Beate Klarsfeld is a Franco-German journalist best known for her work as a Nazi hunter. Beate and her husband Serge Klarsfeld achieved popularity for their documentation of many Nazi war criminals, including Alois Brunner, Kurt Lischka, Klaus Barbie, and Kurt Asche. Over the years, Beate Klarsfeld has been honored with numerous prestigious awards, including National Jewish Book Award.

Swiss-French activist and author Benjamin Constant is best remembered for penning the classic French novel Adolphe, which was one of the earliest psychological novels. Initially the chamberlain to the duke of Brunswick, he later supported the French Revolution and became a Member of the Chamber of Deputies.

The wife of Jean-Marie Roland, Madame Roland was a leading French revolutionary and often hosted significant political meets at her salon. She often directed her husband’s political actions and was responsible for creating a rift between the Jacobin and Girondin factions. She was later arrested and guillotined.

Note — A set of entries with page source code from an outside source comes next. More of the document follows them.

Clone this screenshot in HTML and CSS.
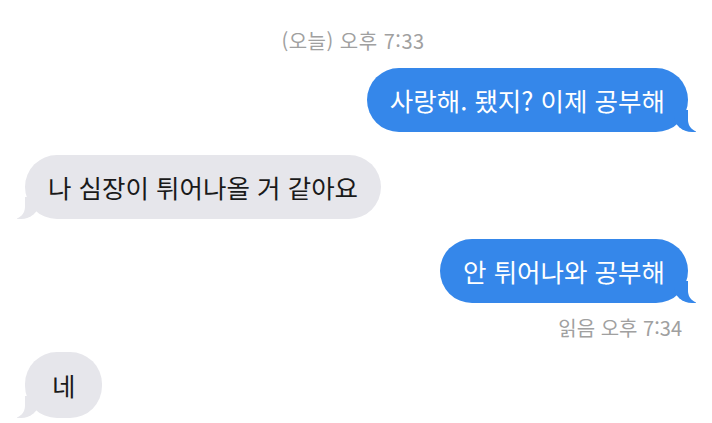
FILE: index.html
```html
<!DOCTYPE html>
<html lang="ko">
<head>
<meta charset="utf-8">
<link rel="stylesheet" href="styles.css">
</head>
<body>
<div class="chat">
  <div class="stamp">(오늘) 오후 7:33</div>
  <div class="row out r1"><div class="bubble blue">사랑해. 됐지? 이제 공부해</div></div>
  <div class="row in r2"><div class="bubble gray">나 심장이 튀어나올 거 같아요</div></div>
  <div class="row out r3"><div class="bubble blue">안 튀어나와 공부해</div></div>
  <div class="read">읽음 오후 7:34</div>
  <div class="row in r4"><div class="bubble gray short">네</div></div>
</div>
</body>
</html>
```

FILE: styles.css
```css
html, body {
  margin: 0;
  padding: 0;
  background: #ffffff;
}
.chat {
  width: 712px;
  height: 423px;
  overflow: hidden;
  display: flex;
  flex-direction: column;
  font-family: "Noto Sans CJK KR", "Noto Sans", sans-serif;
}
.stamp {
  margin-top: 31px;
  height: 20px;
  line-height: 20px;
  font-size: 20px;
  letter-spacing: 0.5px;
  color: #a0a0a0;
  text-align: center;
  padding-right: 6px;
}
.row {
  display: flex;
}
.row.out {
  justify-content: flex-end;
  padding-right: 24px;
}
.row.in {
  justify-content: flex-start;
  padding-left: 25px;
}
.r1 { margin-top: 17px; }
.r2 { margin-top: 23px; }
.r3 { margin-top: 20px; }
.r4 { margin-top: 14px; padding-left: 22px; }
.bubble {
  position: relative;
  font-size: 25.5px;
  line-height: 34px;
  padding: 15px 23px;
  border-radius: 32px;
  white-space: nowrap;
}
.blue {
  background: #3587ea;
  color: #ffffff;
}
.gray {
  background: #e6e6eb;
  color: #1a1a1a;
}
.short {
  padding: 16px 27px;
}
.blue::before {
  content: "";
  position: absolute;
  right: -8px;
  bottom: 0;
  width: 22px;
  height: 22px;
  background: #3587ea;
  border-bottom-left-radius: 18px 16px;
  z-index: 0;
}
.blue::after {
  content: "";
  position: absolute;
  right: -26px;
  bottom: 0;
  width: 26px;
  height: 22px;
  background: #ffffff;
  border-bottom-left-radius: 12px;
  z-index: 1;
}
.gray::before {
  content: "";
  position: absolute;
  left: -8px;
  bottom: 0;
  width: 22px;
  height: 22px;
  background: #e6e6eb;
  border-bottom-right-radius: 18px 16px;
}
.gray::after {
  content: "";
  position: absolute;
  left: -26px;
  bottom: 0;
  width: 26px;
  height: 22px;
  background: #ffffff;
  border-bottom-right-radius: 12px;
}
.read {
  margin-top: 15px;
  height: 20px;
  line-height: 20px;
  font-size: 20px;
  color: #a0a0a0;
  text-align: right;
  padding-right: 30px;
}
```
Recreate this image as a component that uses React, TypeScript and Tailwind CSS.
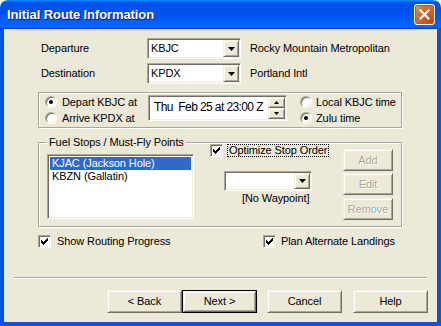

Louis Auguste Blanqui was a French socialist who gave rise to Blanquism, a form of radicalism. While he initially studied both medicine and law, he later stepped into politics. He had been imprisoned for more than three decades and died of a stroke after a political speech at age 75.

Serge Klarsfeld is a Romanian-born French Nazi hunter and activist. He is best known for recording the Holocaust in order to enable the trial and prosecution of war criminals. Klarsfeld is also renowned for his efforts to commemorate the victims of German-occupied France.

Her activism and outspokenness had earned Princess María Teresa of Bourbon-Parma the nickname Red Princess. Part of the Spanish royal family, she was educated at the Sorbonne. She later supported the Carlist movement and was a champion of women’s rights, too. She eventually died of COVID-19 at age 86.




Celine Cousteau is a public figure and socio-environmental advocate. She is renowned for her work as an explorer, documentary filmmaker, artist, public speaker, designer, and brand ambassador. Céline Cousteau is credited with founding CauseCentric Productions, which produces multi-media content.

Best known as the partner of legendary French philosopher Michel Foucault, Daniel Defert was initially a professor of sociology. After Foucault died of AIDS, Defert turned into an AIDS activist and formed AIDES, France’s first AIDS awareness organization. He inherited Foucault’s estate, despite opposition from Foucault’s family.








Margaret of Valois-Angouleme, the wife of Henry II of Navarre, was a significant figure of the French Renaissance, and is also regarded as The First Modern Woman. She patronized artists and was herself an author, with several short stories and a religious poem to her credit.


Frédéric Passy was a French pacifist and economist. He is credited with co-founding the Inter-Parliamentary Union as well as many peace societies, such as the Société Française pour l'Arbitrage entre Nations. He is best known for his involvement in the European peace movement, for which he received the prestigious Nobel Peace Prize in 1901.


Zineb El Rhazoui is a French journalist best known for her contribution as a columnist for the popular magazine Charlie Hebdo where she worked from 2011 to 2017. Rhazoui was in Morocco on 7 January 2015 when the Charlie Hebdo massacre took place. Since 2015, Rhazoui has been working as a human rights campaigner, speaking about free speech and Islam.




Born in Senegal, French politician and author Rama Yade started her career as a top-level civil servant with the French Senate. The UMP member has led France as its Secretary of State for Foreign Affairs and Human Rights and for Sports. She has also represented France at the UNESCO.